The Clearing is an Australian psychological thriller miniseries produced for Disney+ and inspired by the dark story of a real-life cult with a female leader. The series premiered on 24 May 2023 on Disney+ and Hulu. Directed by Jeffrey Walker and Gracie Otto, it is based on the book In the Clearing by J. P. Pomare, a fictionalised account of the Australian cult group The Family, and stars Miranda Otto, Teresa Palmer, and Guy Pearce.

==Synopsis==
A woman is forced to face the demons of her past in order to prevent a cult from kidnapping children.

==Cast==
===Main===
- Teresa Palmer as Freya Heywood
- Miranda Otto as Adrienne Beaufort
- Guy Pearce as Dr.

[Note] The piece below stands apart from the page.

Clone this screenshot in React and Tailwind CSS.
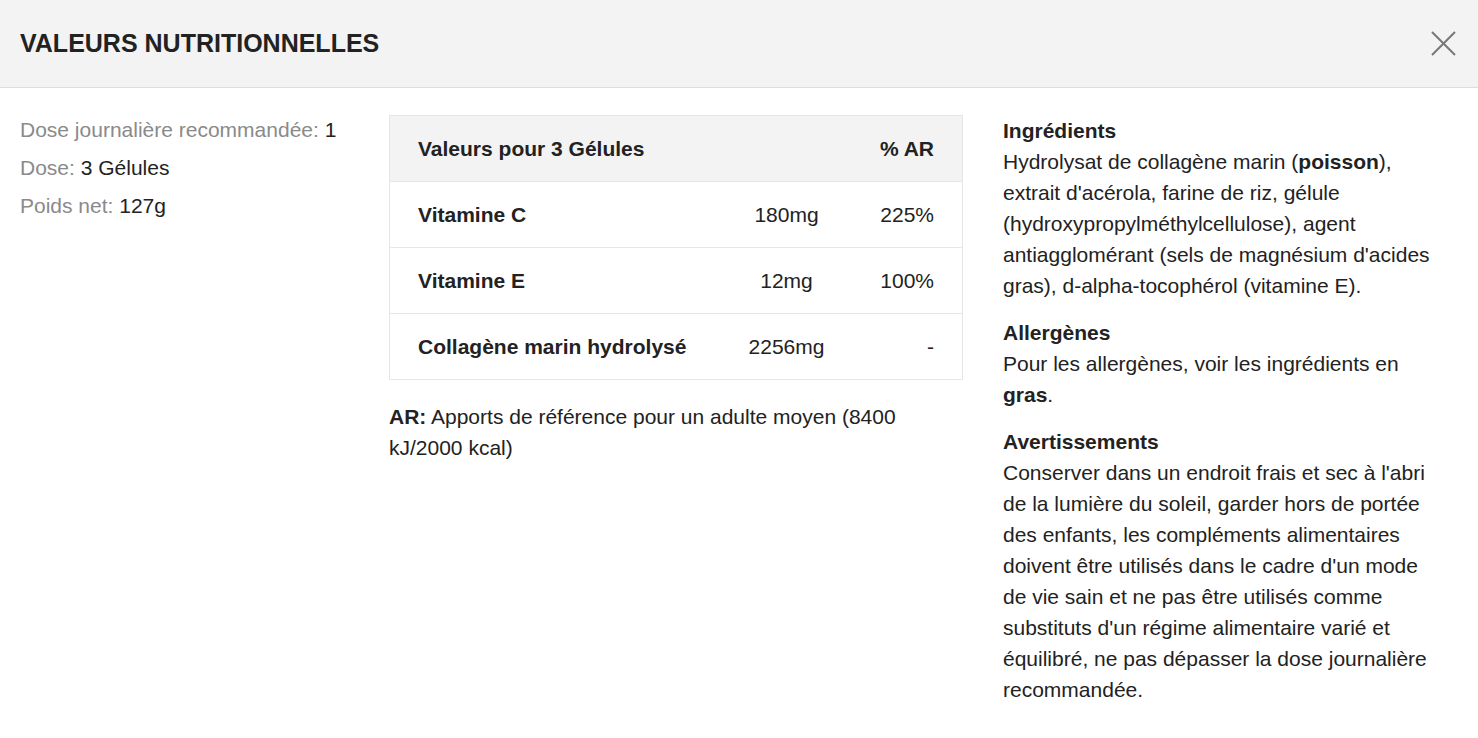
import React from 'react';

const rows = [
  { name: 'Vitamine C', qty: '180mg', ar: '225%' },
  { name: 'Vitamine E', qty: '12mg', ar: '100%' },
  { name: 'Collagène marin hydrolysé', qty: '2256mg', ar: '-' },
];

const App = () => {
  return (
    <div className="min-h-screen bg-white text-[#222] text-[21px]" style={{ fontFamily: '"Liberation Sans", Arial, sans-serif' }}>
      {/* Header */}
      <div className="h-[88px] flex items-center justify-between pl-5 pr-[20px] bg-[#f3f3f3] border-b border-[#dddddd]">
        <h1 className="text-[25px] font-bold text-[#222]">VALEURS NUTRITIONNELLES</h1>
        <button className="w-[30px] h-[30px] flex items-center justify-center text-[#777]" aria-label="Fermer">
          <svg width="25" height="25" viewBox="0 0 25 25" fill="none" stroke="currentColor" strokeWidth="2">
            <path d="M1 1L24 24M24 1L1 24" />
          </svg>
        </button>
      </div>

      <div className="flex pl-5 pt-[27px]">
        {/* Dose info */}
        <div className="w-[369px] shrink-0 -mt-[4px] leading-[38px]">
          <p><span className="text-[#8a8a8a]">Dose journalière recommandée:</span> 1</p>
          <p><span className="text-[#8a8a8a]">Dose:</span> 3 Gélules</p>
          <p><span className="text-[#8a8a8a]">Poids net:</span> 127g</p>
        </div>

        {/* Table */}
        <div className="w-[574px] shrink-0">
          <table className="w-full border-collapse border border-[#e6e6e6] table-fixed">
            <thead>
              <tr className="bg-[#f3f3f3] h-[66px]">
                <th className="text-left font-bold pl-[28px] w-[327px]">Valeurs pour 3 Gélules</th>
                <th className="w-[140px]"></th>
                <th className="text-right font-bold pr-[28px]">% AR</th>
              </tr>
            </thead>
            <tbody>
              {rows.map((r) => (
                <tr key={r.name} className="h-[66px] border-t border-[#e6e6e6]">
                  <td className="font-bold pl-[28px] whitespace-nowrap">{r.name}</td>
                  <td className="text-center">{r.qty}</td>
                  <td className="text-right pr-[28px]">{r.ar}</td>
                </tr>
              ))}
            </tbody>
          </table>
          <p className="mt-[21px] leading-[31px] pr-[40px]">
            <span className="font-bold">AR:</span> Apports de référence pour un adulte moyen (8400 kJ/2000 kcal)
          </p>
        </div>

        {/* Ingredients */}
        <div className="ml-[40px] w-[438px] leading-[31px]">
          <h3 className="font-bold">Ingrédients</h3>
          <p>
            Hydrolysat de collagène marin (<span className="font-bold">poisson</span>), extrait d'acérola, farine de riz, gélule (hydroxypropylméthylcellulose), agent antiagglomérant (sels de magnésium d'acides gras), d-alpha-tocophérol (vitamine E).
          </p>
          <h3 className="font-bold mt-[16px]">Allergènes</h3>
          <p>
            Pour les allergènes, voir les ingrédients en <span className="font-bold">gras</span>.
          </p>
          <h3 className="font-bold mt-[16px]">Avertissements</h3>
          <p>
            Conserver dans un endroit frais et sec à l'abri de la lumière du soleil, garder hors de portée des enfants, les compléments alimentaires doivent être utilisés dans le cadre d'un mode de vie sain et ne pas être utilisés comme substituts d'un régime alimentaire varié et équilibré, ne pas dépasser la dose journalière recommandée.
          </p>
        </div>
      </div>
    </div>
  );
};

export default App;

Bryce Latham
===Supporting===
- Julia Savage as Amy Beaufort
- Hazem Shammas as Yusuf Joe Saad
- Jeremy Blewitt as Anton Beaufort
- Kate Mulvany as Tamsin Latham
- Xavier Samuel as Colin Garrison
- Anna Lise Phillips as Hannah Wilczek
- Mark Coles Smith as Wayne Dhurrkay
- Harry Greenwood as Anton Beaufort
- Erroll Shand as Henrik Wilczek
- Doris Younane as Christine
- Claudia Karvan as Mariam Herzog
- Miah Madden as Max Dhurrkay
- Gary Sweet as Wilkes
- Alicia Gardiner as Judith
- Matt Okine as Devon
- Lily La Torre as Asha
- Ras-Samuel Welda’abzgi as Mo
- Berlin Lu as Kim Wu
- Kristof Kaczmarek as Ari Herzog
- Jake Schlieper as Paul Saad
- John Voce as Father Campbell
- Olivia Pawsey as Carrie Anderson

==Production==
The series is produced by Wooden Horse and based on the best selling crime-thriller In the Clearing by J. P. Pomare and the real-life group The Family and their charismatic leader Anne Hamilton-Byrne. The series was adapted by Elise McCredie, Matt Cameron and Osamah Sami. Directed by Jeffrey Walker and Gracie Otto, the producer is Jude Troy and the executive producers are McCredie, Cameron and Walker with Richard Finlayson and Elizabeth Bradley.

===Casting===
Teresa Palmer, Miranda Otto, and Guy Pearce were confirmed as part of the cast in July 2022.

===Filming===
Principal photography began in Victoria, Australia in July 2022.

==Episodes==

| No. | Title | Directed by | Written by | Original release date |
|---|---|---|---|---|
| 1 | "The Season of Unfoldment" | Jeffrey Walker | Matt Cameron | 24 May 2023 |
| 2 | "Kindred" | Jeffrey Walker | Elise McCredie | 24 May 2023 |
| 3 | "Suffer the Little Children" | Gracie Otto | Matt Cameron | 31 May 2023 |
| 4 | "The Foundlings" | Gracie Otto | Elise McCredie | 7 June 2023 |
| 5 | "Maitreya" | Gracie Otto | Elise McCredie | 14 June 2023 |
| 6 | "The Pied Piper" | Gracie Otto | Matt Cameron & Osamah Sami | 21 June 2023 |
| 7 | "This Too Shall Pass" | Jeffrey Walker | Matt Cameron | 28 June 2023 |
| 8 | "Island" | Jeffrey Walker | Elise McCredie & Osamah Sami | 5 July 2023 |

==Broadcast==
The series was broadcast on Hulu in the United States and as a Star Original on Disney+ throughout the world from Wednesday, 24 May 2023 with new episodes being released weekly thereafter on Wednesdays.

== Reception ==
The series has an 89% approval rating on review aggregator website Rotten Tomatoes, based on 18 reviews, with an average rating of 6.5/10. The website's critical consensus reads, "Deriving extra flavor from its Australian setting and Miranda Otto's unsettling performance, The Clearing is an eerie thriller with plenty to recommend." Metacritic, which uses a weighted average, assigned a score of 61 out of 100 based on 7 critics, indicating "generally favorable reviews".

===Accolades===
The limited miniseries was nominated in the Best Miniseries category at the AACTA Awards, with Teresa Palmer receiving a nomination for Best Lead Actress in a Drama.